You may ask, what exactly are bonded contaminants? What are their effects? Bonded contaminants can come in many various forms including tree sap, iron filings (from brake components), tar, etc. These contaminants can have differing results but ultimately effect the paintwork finish - e.g. Tree sap can _yellow_ the paintwork.

*When to clay?*

Firstly, the claying process is to be carried out after washing a vehicle before completing additional steps, whether it be polishing or just waxing.

Generally this step should be undertaken every 3-6 months depending on the miles you undertake and the regularity of washes - more regular washing and ensuring a high level of sealant/wax protection at all times will reduce the need for claying a vehicle, as the protection repels airborn contaminants, preventing bonding.

Additionally, when undertaking machine polishing, claying the paintwork to ensure it is fully cleansed is necessary as bonded contaminants may become loose under the speed and heat developed by a machine polisher - this in turn contaminates a polishing pad, resulting in a 1500rpm brillo pad essentially.

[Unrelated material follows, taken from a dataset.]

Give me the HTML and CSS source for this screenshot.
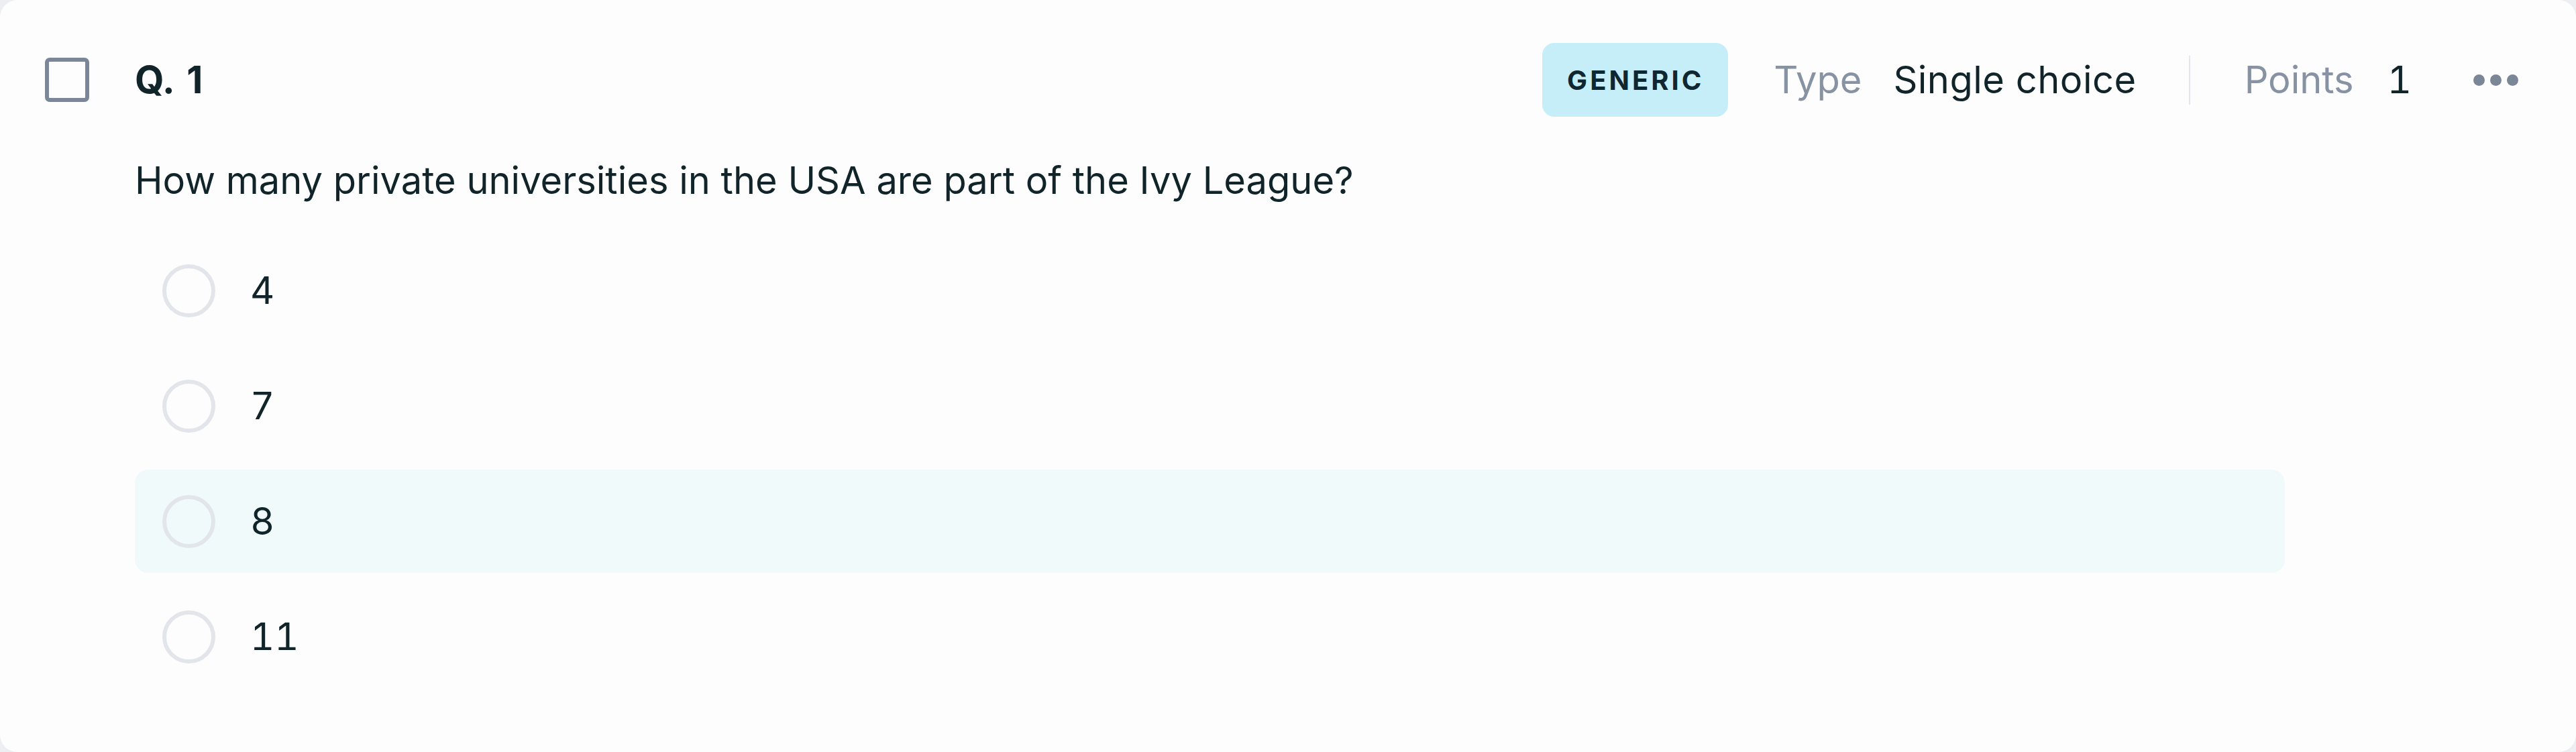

Plus, the use of clay provides a perfectly clean surface for a wax to bond to - following *pjgh's* guide on pre-wax cleansing, a pre-wax cleansing step would be recommended before applying any sealant/wax.

*Which clay product?*

With many clay products on the market, you may ask what's the difference? and which would best suit me. A simple answer, like polishes, clays come in levels of abrasiveness, from mild to aggressive.

Mild clays are suitable for vehicles with lower bonded contamination and for maintenance _strip downs_ of old sealant/wax products - e.g. Meguiars Detailing Clay - Mild. Aggressive clays are suitable for vehicles with high bonded contamination - e.g. Bilt Hamber Auto Clay

*How to clay?*

Now I have covered the general theory and background of clay, the pinnacle of the guide is to demonstrate how to use a clay bar safely and effectively to ensure that paintwork is not damaged and that bonded contaminants are removed successfully.

_The Products_

- Clay
- Lubricant
- Microfibre Cloth









_Pictured_ - Bilt Hamber Auto Clay (1/6th of a full bar), Warm Water, Autobrite Microfibre Cloth.

*Note:* Bilt Hamber clays use water as a lubricant, whilst most other clay products require a specific lubricant - e.g. Sonus Glyde for Sonus clays.

*Step 1* - Firstly warm the clay in your hands by kneading it like you would with dough.










The clay is ready to use once it is easy to manipulate. Manipulate the bar into a comfortable and usable shape.










*Step 2* - Begin by spraying the painted surface liberally with your lubricant of choice.



















I would recommend 1/3 of a bonnet at a time to clay.

*Step 3*

Now the surface is well lubricated. Place the clay on the surface and begin rubbing back and forth, initially the surface will feel rough, keep repeating the process, applying more lubricant as necessary until the clay glides unhindered across your paintwork.










This will leave a perfectly _glass-like smooth_ finish.

*Step 4*

Wipe the residue away with a microfibre cloth.










*Step 5*

After completing each section of paintwork assess the clay bar's condition and how many contaminants have been lifted.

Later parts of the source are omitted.